We have therefore wanted to learn the viewpoints of all parties, including, naturally, the party led by the right hon. Member for Lagan Valley (Mr. Molyneaux). We had reason to believe that we were confident that we knew the views of the Ulster Unionist party, to which we naturally attach importance. It is a question not of calling anybody's bluff but of inviting all the constitutional parties in Northern Ireland to consider the issues that will be addressed in the joint framework document, and to address them together, whether bilaterally or around the table, in a way that was done fruitfully in 1992, and in a way that offered the opportunity—which was taken—for individual parties to table their own papers, whether on position or policy, which were used to great effect.

Rev. William McCrea

As the question relates to the peace process, will the Secretary of State tell us exactly what peace process we are actually referring to and talking about? Recently, the Prime Minister spoke to the people of the United Kingdom and of Northern Ireland. He said that, for the past five months, the people of Northern Ireland had been living without fear. Does the Secretary of State believe that that is factually correct? During those months, people have been murdered, bodies of young and old have been seriously brutalised by iron bars and clubs with nails, families have been, and are being, removed from their homes in my constituency because of continued intimidation and threat by the IRA, businesses have been bombed, not one pound of Semtex has been surrendered by the IRA, not one AK47 has been given up by the IRA and not one member of the IRA has renounced violence. Surely this is a tactical process rather than a peace process.

Sir Patrick Mayhew

I suggest that the people whom the hon. Gentleman represents, among the people of Northern Ireland as a whole, reflect on the contrast in their lives between the time before the ceasefires were announced—or whatever one likes to call them—and the past five months.
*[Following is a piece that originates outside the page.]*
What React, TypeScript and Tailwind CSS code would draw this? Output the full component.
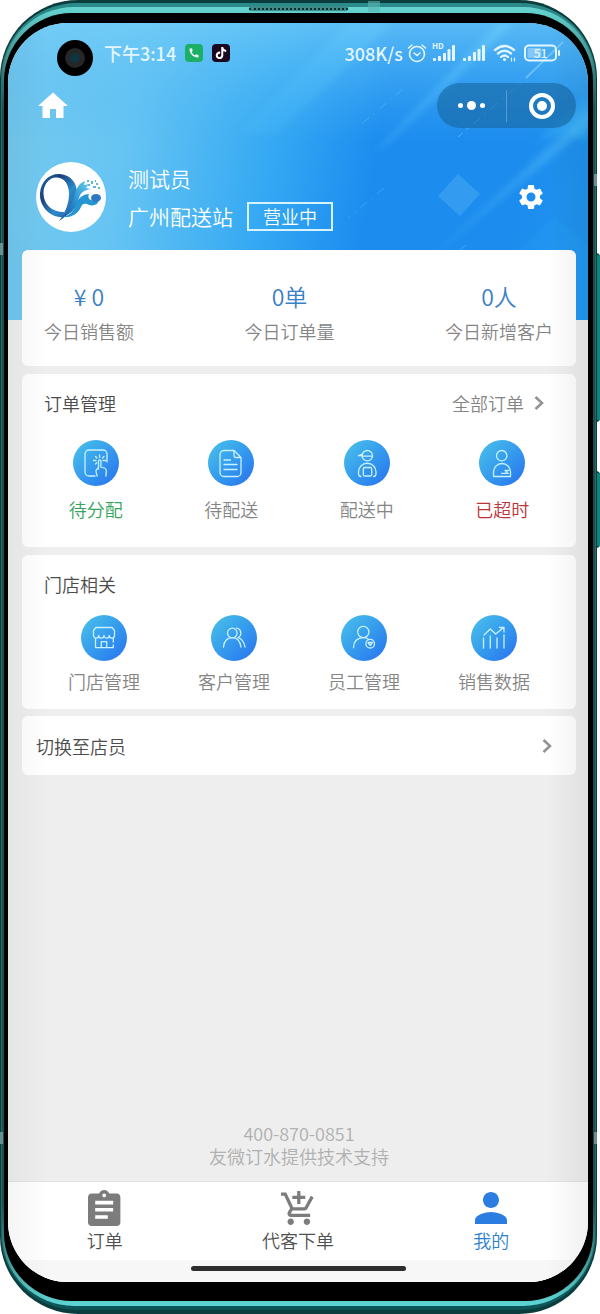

I acknowledge that acts of terrorism have continued; the murder of Mr. Frank Kerr in Newry was a particularly brutal example. I acknowledge that so-called punishment beatings have continued, which are no less political in their purpose than what went before.

However, my right hon. Friend the Prime Minister was surely alluding to the comparison between life in Northern Ireland before the ceasefires and life after. I stand to be corrected, but I am sure that, by the peace process, most people in Northern Ireland are referring to a process of political discussion which builds on the existing peace and which will create the stability for which that Province has yearned for so long. I believe that that is a real prospect.

Dr. Hendron

Does the Secretary of State agree that he can help hon. Members to assist the peace process by insisting that the framework document and the Government's own document on strand 1 are published together? Will he tell hon. Members that both documents should be considered together, not separately?

Sir Patrick Mayhew

Whether it is called the peace process or not, it will certainly assist people to realise that the Government are to be relied on when they say that neither of the documents is intended to be imposed. Neither document is intended as a blueprint. The documents are intended as aids to discussion and negotiation, which is what we hope will ensue.

Mr. Hunter

To further hon. Members' understanding of the peace process, will my right hon. and learned Friend return to his words a few moments ago? Are we to understand that the framework document is by no means a draft treaty, and is certainly not an exclusive blueprint, but is intended to promote genuine consultation, and that any constitutional party of Northern Ireland is at liberty to produce any alternative suggestion during bilateral talks with the Government?

Sir Patrick Mayhew

I am happy to confirm that and it cannot be said too frequently. I have already indicated that, during the last talks process, papers were produced by all sides, including the British Government, who played an important part in achieving the contingent agreement which was reached, particularly on strand 1. At the last Northern Ireland Question Time on 19 January, I told my hon. Friend something to the effect that we want to use that document to help get the parties back around the table again—not to make them conform to anything but simply to discuss the issues addressed in that paper. That remains the position. I hope that that will happen and, when it does, I look forward to papers being produced again by all parties.

Ms Mowlam

At this time of delicate discussions with Dublin, is the Secretary of State aware of the House's disappointment that there will not be a statement today on the appalling behaviour of so-called football fans—they were masquerading as that, but were really fascists—in Dublin? Will he join me in condemning their actions? Will he guarantee to the House that he will not jeopardise progress towards a balanced constitutional settlement for Northern Ireland by allowing any party to enter into pre-emptive negotiations?

Mr. William Ross

On a point of order, Madam Speaker.

Madam Speaker

I must take points of order, as usual, at the end of Question Time and after any statements.

Mr. Ross

Is this Northern Ireland Question Time or Dublin Question Time?

Madam Speaker

Order. Secretary of State.

Sir Patrick Mayhew

I will not enter into the question of a statement, because I do not want to blur an expression of feelings which I think is shared by every hon. Member and everyone in the country. I have seen and read of what happened with utter disgust and I feel a sense of personal shame that it was done by people associated with my own country. For that reason, I do not mind saying that, at the next opportunity, I shall offer expressions personally not only of shame but of apology. As for the second matter, I think that we want to get to publication of this document as soon as possible.